THE EXERCISE:
Extract, from the records beneath this instruction, each line that contains the word "Write".

DATA PROVIDED:
--- BEGIN ---

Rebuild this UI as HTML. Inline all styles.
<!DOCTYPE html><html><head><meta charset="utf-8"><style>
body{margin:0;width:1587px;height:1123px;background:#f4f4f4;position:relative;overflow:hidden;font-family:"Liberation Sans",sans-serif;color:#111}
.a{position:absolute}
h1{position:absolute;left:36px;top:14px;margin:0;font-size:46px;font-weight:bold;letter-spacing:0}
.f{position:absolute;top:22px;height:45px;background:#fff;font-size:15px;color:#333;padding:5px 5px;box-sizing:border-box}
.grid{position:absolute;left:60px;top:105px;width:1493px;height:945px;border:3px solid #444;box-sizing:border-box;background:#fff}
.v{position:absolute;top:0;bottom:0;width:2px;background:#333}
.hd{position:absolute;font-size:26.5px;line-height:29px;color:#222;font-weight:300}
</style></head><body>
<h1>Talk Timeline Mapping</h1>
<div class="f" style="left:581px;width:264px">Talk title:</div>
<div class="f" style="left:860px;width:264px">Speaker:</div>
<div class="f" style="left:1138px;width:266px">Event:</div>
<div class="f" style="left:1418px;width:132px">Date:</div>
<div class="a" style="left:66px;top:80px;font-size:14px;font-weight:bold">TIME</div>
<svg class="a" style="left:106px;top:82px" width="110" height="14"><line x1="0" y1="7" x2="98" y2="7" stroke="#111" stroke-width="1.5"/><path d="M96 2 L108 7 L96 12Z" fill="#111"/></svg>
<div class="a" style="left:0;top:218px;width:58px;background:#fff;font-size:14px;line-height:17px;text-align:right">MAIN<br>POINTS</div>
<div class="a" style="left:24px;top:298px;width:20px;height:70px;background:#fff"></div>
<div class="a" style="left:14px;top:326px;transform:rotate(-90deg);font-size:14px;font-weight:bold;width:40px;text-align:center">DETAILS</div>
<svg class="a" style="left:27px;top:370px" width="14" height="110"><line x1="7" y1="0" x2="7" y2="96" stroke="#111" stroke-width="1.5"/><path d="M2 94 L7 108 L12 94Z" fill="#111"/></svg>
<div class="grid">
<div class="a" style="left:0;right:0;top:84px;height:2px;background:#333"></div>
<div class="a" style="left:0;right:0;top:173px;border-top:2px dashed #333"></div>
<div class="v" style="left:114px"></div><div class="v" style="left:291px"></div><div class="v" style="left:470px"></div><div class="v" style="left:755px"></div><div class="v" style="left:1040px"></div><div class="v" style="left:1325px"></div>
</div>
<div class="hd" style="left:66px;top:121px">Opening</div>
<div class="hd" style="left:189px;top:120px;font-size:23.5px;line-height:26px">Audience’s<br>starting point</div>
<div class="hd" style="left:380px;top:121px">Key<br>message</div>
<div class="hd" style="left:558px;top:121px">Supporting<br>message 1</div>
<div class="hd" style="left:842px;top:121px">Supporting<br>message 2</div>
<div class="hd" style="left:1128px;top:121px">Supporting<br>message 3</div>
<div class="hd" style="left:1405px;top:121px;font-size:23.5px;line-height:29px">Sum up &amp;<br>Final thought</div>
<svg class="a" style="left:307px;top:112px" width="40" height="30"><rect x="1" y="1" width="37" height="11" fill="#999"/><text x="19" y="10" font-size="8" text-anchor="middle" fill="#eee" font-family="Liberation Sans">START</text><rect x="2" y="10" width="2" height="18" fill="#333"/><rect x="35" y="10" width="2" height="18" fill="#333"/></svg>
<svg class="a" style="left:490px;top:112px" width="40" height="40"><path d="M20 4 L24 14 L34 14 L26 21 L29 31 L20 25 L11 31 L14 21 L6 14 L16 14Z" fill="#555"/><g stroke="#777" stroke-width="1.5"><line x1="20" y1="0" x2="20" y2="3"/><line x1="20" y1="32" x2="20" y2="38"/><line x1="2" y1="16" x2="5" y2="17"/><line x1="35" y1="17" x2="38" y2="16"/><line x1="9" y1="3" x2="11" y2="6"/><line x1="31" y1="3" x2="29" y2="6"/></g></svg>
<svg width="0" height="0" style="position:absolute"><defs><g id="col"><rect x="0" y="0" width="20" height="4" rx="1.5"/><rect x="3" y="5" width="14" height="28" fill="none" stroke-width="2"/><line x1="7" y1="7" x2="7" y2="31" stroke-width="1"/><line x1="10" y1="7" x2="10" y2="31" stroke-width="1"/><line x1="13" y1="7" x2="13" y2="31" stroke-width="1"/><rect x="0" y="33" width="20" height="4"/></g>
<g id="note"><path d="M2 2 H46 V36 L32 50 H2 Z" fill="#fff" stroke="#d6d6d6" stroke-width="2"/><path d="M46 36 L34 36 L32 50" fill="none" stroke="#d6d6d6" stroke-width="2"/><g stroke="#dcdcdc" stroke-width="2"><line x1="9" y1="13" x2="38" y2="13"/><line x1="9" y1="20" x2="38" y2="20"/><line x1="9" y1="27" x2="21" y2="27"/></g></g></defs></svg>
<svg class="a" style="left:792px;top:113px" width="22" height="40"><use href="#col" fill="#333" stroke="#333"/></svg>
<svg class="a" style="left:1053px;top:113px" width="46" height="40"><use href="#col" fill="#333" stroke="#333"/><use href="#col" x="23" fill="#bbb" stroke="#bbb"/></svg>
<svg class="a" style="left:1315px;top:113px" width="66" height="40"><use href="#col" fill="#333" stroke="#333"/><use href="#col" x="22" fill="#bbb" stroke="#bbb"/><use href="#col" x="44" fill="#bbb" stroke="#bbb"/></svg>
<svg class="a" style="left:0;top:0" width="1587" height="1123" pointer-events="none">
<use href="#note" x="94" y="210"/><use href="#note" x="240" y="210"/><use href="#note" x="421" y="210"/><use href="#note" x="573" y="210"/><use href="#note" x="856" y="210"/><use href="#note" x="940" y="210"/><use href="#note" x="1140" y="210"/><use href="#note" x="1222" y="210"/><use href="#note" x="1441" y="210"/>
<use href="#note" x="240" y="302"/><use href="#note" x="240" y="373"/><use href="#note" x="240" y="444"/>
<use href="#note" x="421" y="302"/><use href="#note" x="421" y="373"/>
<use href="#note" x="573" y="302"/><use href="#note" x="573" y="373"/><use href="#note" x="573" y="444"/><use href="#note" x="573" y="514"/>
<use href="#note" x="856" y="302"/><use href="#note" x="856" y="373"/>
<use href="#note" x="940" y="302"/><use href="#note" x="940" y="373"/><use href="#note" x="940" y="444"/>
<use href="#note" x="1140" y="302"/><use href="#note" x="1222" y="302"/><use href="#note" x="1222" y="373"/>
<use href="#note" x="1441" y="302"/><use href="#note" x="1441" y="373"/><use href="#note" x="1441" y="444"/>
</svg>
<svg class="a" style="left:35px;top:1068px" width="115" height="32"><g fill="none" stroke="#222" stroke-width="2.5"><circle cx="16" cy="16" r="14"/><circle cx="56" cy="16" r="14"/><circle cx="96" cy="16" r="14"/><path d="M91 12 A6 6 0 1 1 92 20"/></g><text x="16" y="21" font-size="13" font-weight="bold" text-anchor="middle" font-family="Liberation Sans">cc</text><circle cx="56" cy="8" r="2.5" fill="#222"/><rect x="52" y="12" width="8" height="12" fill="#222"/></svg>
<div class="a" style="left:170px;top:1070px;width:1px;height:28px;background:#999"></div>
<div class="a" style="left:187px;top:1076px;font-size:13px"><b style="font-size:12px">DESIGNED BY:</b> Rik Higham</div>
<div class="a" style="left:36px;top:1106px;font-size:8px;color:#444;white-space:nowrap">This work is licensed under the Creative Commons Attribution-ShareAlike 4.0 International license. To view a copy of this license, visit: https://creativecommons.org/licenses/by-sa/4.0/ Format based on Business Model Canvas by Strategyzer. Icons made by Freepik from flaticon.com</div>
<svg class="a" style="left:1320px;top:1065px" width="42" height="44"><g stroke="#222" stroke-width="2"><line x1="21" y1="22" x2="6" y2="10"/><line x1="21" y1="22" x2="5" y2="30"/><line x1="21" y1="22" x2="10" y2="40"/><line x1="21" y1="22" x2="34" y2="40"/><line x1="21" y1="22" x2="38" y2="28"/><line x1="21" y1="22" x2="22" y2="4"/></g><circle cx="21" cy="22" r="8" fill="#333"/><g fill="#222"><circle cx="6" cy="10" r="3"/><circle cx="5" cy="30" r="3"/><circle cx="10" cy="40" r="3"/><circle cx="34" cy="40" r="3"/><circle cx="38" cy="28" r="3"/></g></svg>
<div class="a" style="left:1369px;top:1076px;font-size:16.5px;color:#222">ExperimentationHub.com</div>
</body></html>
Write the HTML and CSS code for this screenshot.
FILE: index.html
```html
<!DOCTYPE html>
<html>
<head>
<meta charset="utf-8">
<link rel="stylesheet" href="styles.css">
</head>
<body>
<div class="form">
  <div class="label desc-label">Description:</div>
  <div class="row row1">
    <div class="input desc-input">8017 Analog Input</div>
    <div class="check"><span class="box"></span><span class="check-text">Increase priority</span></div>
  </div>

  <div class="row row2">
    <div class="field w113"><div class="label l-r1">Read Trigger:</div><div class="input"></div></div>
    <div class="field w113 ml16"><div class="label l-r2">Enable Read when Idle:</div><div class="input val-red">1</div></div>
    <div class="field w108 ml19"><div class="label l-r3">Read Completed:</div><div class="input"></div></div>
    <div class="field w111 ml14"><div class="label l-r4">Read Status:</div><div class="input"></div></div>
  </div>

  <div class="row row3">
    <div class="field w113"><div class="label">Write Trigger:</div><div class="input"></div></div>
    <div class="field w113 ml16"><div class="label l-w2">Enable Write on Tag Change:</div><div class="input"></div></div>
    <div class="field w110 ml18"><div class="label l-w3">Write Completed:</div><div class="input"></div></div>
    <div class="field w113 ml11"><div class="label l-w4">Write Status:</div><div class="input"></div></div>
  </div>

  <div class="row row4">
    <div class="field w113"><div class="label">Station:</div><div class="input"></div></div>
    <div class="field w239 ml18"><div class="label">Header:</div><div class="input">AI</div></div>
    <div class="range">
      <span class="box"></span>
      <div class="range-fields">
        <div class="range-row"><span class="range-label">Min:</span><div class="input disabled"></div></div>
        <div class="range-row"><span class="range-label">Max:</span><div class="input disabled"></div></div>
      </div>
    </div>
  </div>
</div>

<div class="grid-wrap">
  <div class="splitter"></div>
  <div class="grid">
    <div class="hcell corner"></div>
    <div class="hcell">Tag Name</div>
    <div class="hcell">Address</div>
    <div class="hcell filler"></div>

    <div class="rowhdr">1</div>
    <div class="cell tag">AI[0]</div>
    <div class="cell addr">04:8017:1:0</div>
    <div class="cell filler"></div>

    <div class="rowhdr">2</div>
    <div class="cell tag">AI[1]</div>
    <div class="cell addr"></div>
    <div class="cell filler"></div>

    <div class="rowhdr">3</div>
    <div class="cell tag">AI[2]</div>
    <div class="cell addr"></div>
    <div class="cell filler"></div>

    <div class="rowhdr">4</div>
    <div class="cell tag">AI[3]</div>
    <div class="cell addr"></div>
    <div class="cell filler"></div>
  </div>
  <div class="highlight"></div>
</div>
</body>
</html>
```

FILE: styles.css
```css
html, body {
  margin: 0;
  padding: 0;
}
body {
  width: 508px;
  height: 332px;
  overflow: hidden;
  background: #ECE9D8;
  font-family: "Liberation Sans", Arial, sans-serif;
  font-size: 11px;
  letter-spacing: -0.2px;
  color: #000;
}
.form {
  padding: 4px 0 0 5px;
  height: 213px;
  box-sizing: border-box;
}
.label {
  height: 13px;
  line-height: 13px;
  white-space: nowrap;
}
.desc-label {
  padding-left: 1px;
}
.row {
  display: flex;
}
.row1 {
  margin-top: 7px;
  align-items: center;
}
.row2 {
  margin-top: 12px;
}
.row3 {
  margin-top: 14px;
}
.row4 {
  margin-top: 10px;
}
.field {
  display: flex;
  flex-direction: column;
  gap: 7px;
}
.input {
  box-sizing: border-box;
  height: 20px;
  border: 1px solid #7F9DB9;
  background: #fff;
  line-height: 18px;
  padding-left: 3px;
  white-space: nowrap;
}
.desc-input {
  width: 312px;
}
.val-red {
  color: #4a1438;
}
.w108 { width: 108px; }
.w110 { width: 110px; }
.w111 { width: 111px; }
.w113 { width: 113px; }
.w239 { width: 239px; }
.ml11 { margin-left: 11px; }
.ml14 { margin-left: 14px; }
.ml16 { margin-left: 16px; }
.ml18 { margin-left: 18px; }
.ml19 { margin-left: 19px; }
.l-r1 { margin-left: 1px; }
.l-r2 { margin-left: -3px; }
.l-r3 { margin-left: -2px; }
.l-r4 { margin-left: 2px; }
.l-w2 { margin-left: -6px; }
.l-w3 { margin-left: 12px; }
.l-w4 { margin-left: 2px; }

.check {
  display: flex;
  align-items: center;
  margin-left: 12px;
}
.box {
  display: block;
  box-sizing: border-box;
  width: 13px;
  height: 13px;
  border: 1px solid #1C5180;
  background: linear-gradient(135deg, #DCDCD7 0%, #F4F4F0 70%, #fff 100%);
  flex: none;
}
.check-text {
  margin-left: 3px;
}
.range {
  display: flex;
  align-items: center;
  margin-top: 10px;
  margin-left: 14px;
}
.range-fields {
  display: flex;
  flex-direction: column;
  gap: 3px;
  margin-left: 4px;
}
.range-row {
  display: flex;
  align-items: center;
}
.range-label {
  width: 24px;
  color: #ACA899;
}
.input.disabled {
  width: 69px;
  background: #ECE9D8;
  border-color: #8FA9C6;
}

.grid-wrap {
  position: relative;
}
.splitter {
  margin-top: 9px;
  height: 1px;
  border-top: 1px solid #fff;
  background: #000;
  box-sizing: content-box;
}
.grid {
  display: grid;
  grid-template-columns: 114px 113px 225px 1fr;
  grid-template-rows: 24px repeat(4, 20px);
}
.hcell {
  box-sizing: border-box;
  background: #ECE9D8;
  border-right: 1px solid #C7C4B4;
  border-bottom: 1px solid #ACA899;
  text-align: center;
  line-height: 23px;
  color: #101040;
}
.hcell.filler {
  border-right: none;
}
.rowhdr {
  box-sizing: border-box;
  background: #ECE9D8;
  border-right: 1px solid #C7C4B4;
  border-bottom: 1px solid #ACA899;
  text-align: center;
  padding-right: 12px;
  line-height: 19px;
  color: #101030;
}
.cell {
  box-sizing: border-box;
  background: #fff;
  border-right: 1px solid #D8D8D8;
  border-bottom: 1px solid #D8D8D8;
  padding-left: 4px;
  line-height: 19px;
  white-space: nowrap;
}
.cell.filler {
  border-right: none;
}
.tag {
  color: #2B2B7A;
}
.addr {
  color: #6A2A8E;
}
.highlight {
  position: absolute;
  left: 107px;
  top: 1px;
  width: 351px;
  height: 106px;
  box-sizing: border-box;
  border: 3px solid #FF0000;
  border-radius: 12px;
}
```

--- END ---

WRITTEN SOLUTION:
Write the HTML and CSS code for this screenshot.
    <div class="field w113"><div class="label">Write Trigger:</div><div class="input"></div></div>
    <div class="field w113 ml16"><div class="label l-w2">Enable Write on Tag Change:</div><div class="input"></div></div>
    <div class="field w110 ml18"><div class="label l-w3">Write Completed:</div><div class="input"></div></div>
    <div class="field w113 ml11"><div class="label l-w4">Write Status:</div><div class="input"></div></div>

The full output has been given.